What This Integration Does
As a creator, naming videos and writing descriptions is the unglamorous tax on every upload. You already know the topic and the angle from your planning doc, but turning a one-line brief into a click-worthy title, a structured description with timestamps and calls to action, and a clean tag list takes real time, and it drifts off-brand when you are tired or rushing. This workflow takes a spreadsheet of briefs (one row per upcoming video) and produces a polished metadata draft for every row in a single run, written in a voice that matches your channel. You stay in control: Spojit hands you drafts to review and upload, it does not post anything to YouTube on your behalf.
The run model is simple and repeatable.

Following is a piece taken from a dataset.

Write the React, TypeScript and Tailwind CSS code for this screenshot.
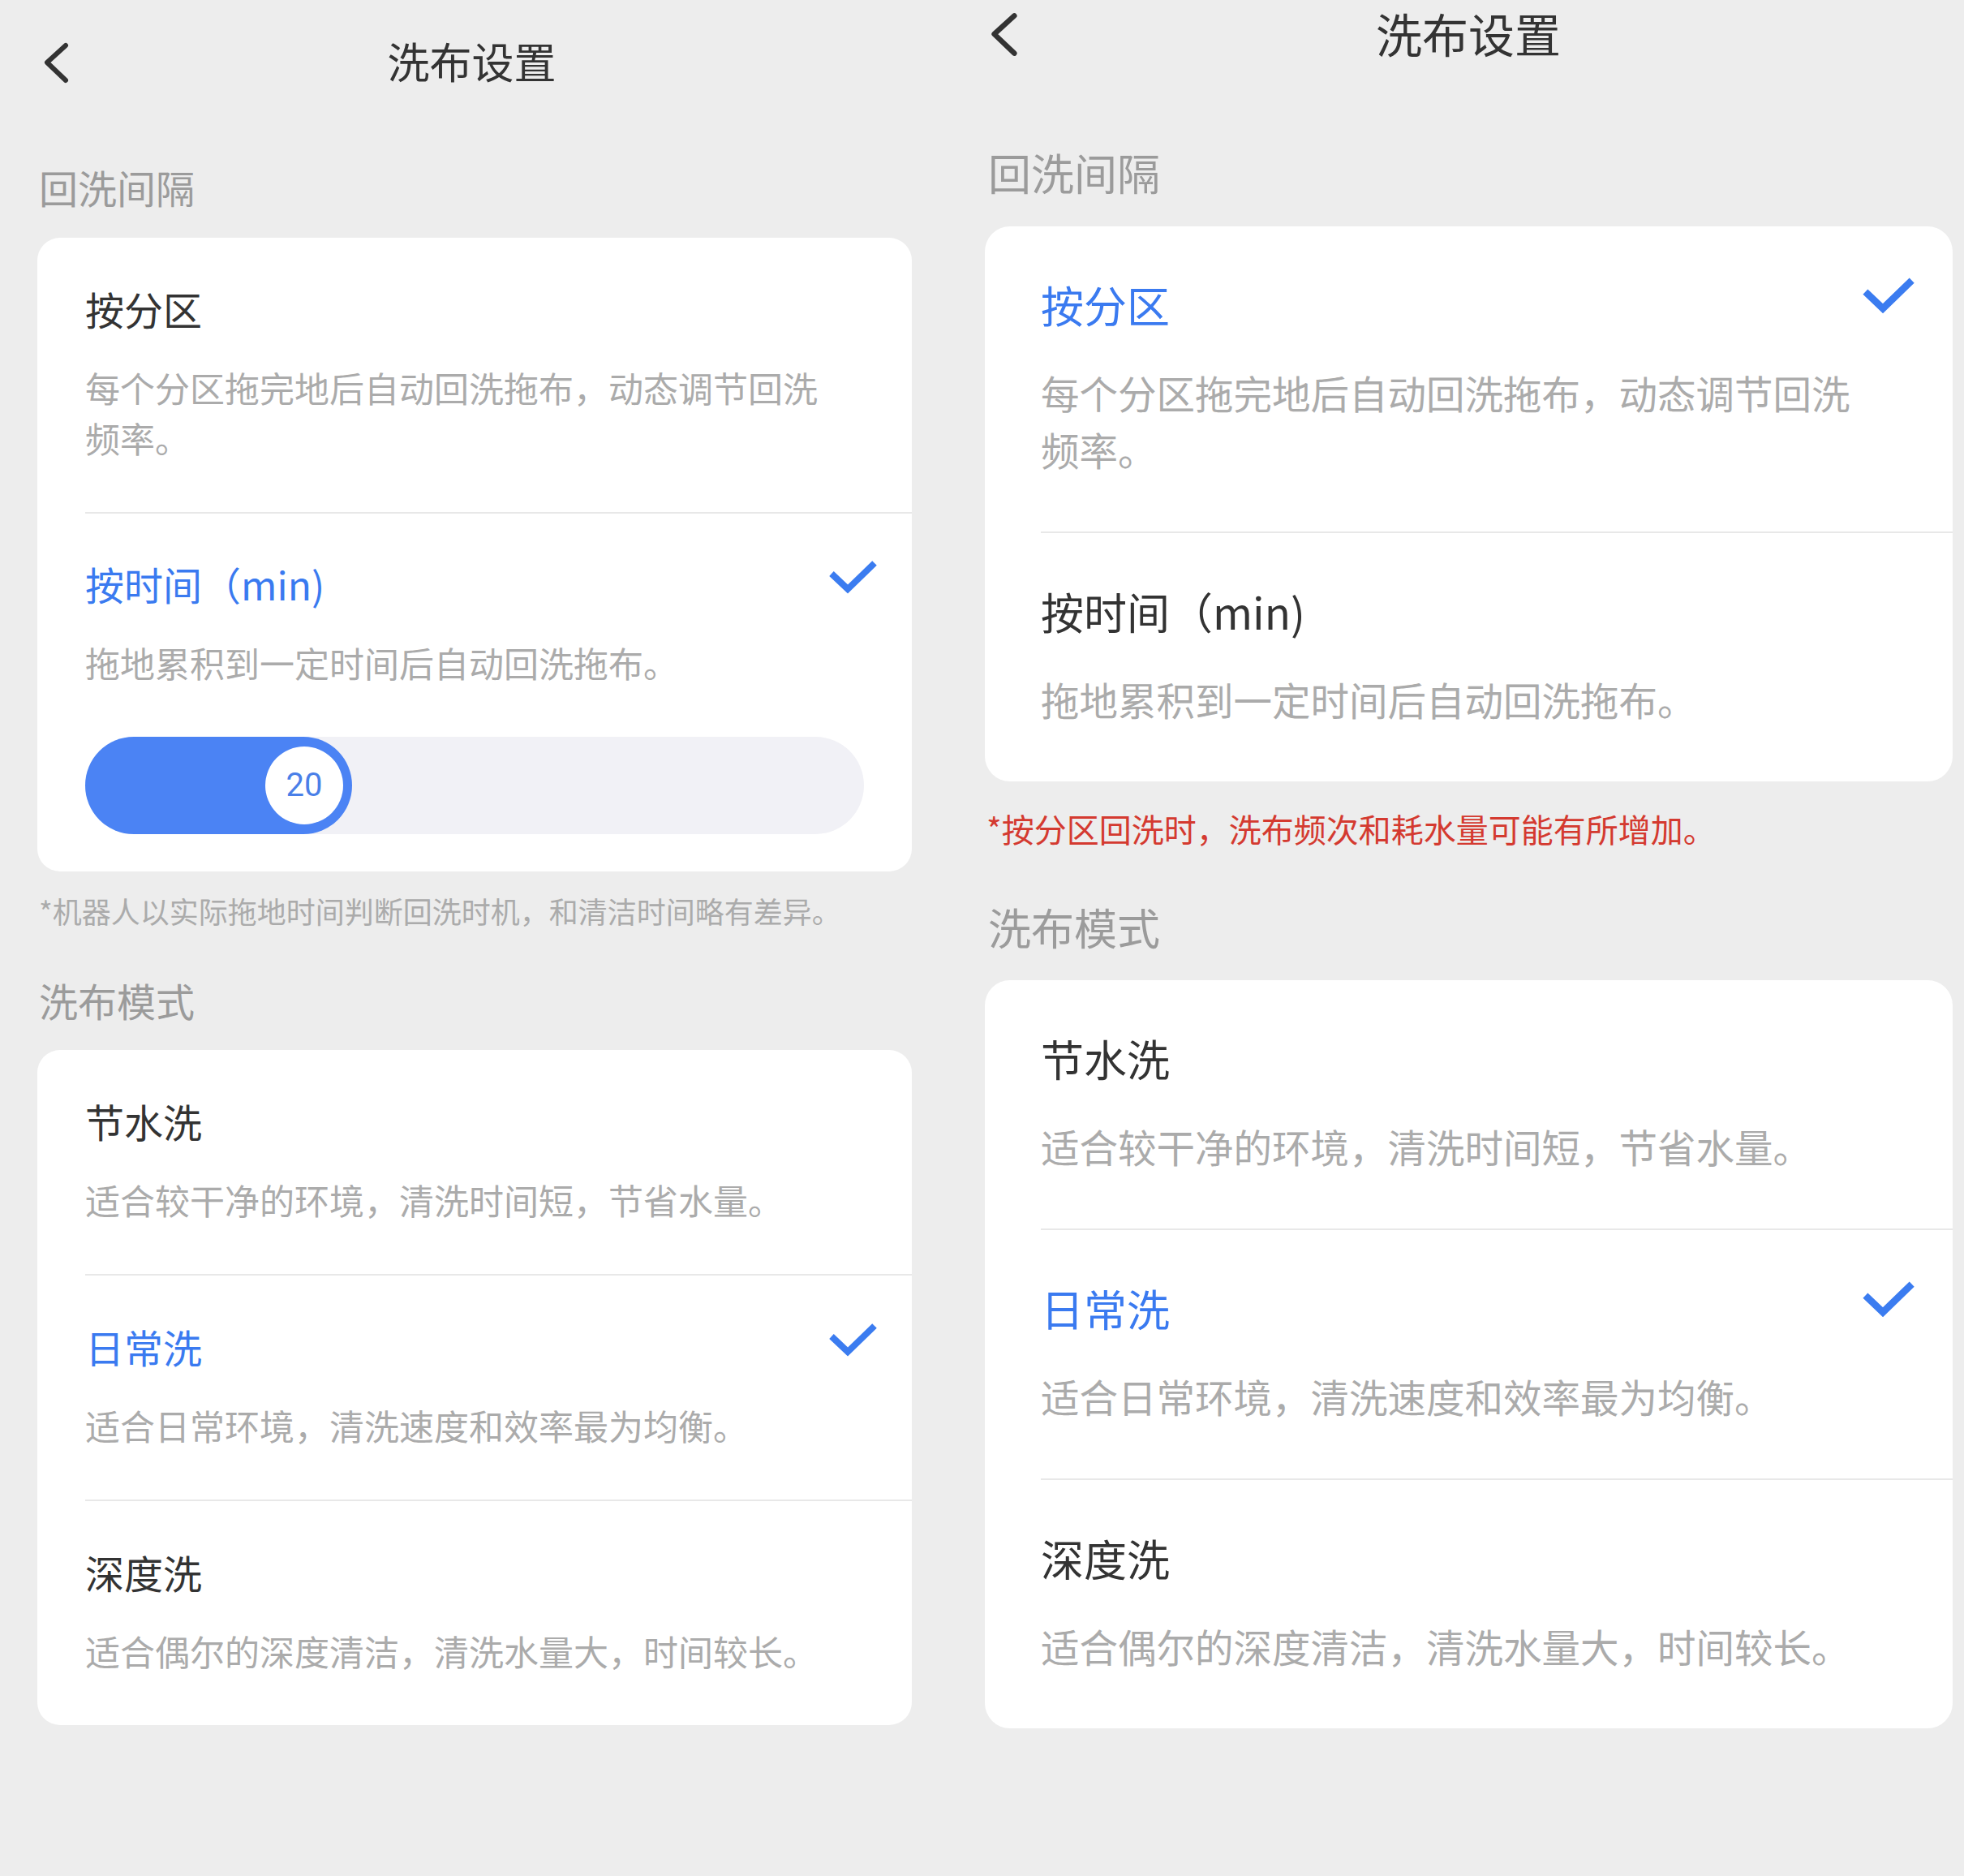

You start it yourself with the Run button (a Manual trigger), passing in the CSV text of your briefs. A Connector node on the csv connector parses the CSV into rows, a Loop node walks each row, and inside the loop an Agent-mode Connector node drafts the title, description, and tags. A Knowledge node in Query mode pulls your brand-voice rules into each draft so the tone stays consistent across the whole batch. After the loop, a Transform node and the csv connector rebuild everything into one downloadable CSV. The workflow holds no state between runs: every run is a fresh batch driven entirely by the CSV you pass in, so re-running with a corrected sheet simply produces a new, clean output.
Prerequisites
- A Spojit workspace where you can open the Workflow Designer and create a new workflow.
- A persistent Knowledge collection holding your brand-voice guide: tone, banned words, title style, description structure, hashtag conventions, and a few example titles you love. See the guide on creating a collection linked below if you have not built one yet. Note the collection name; you will select it in the Knowledge node.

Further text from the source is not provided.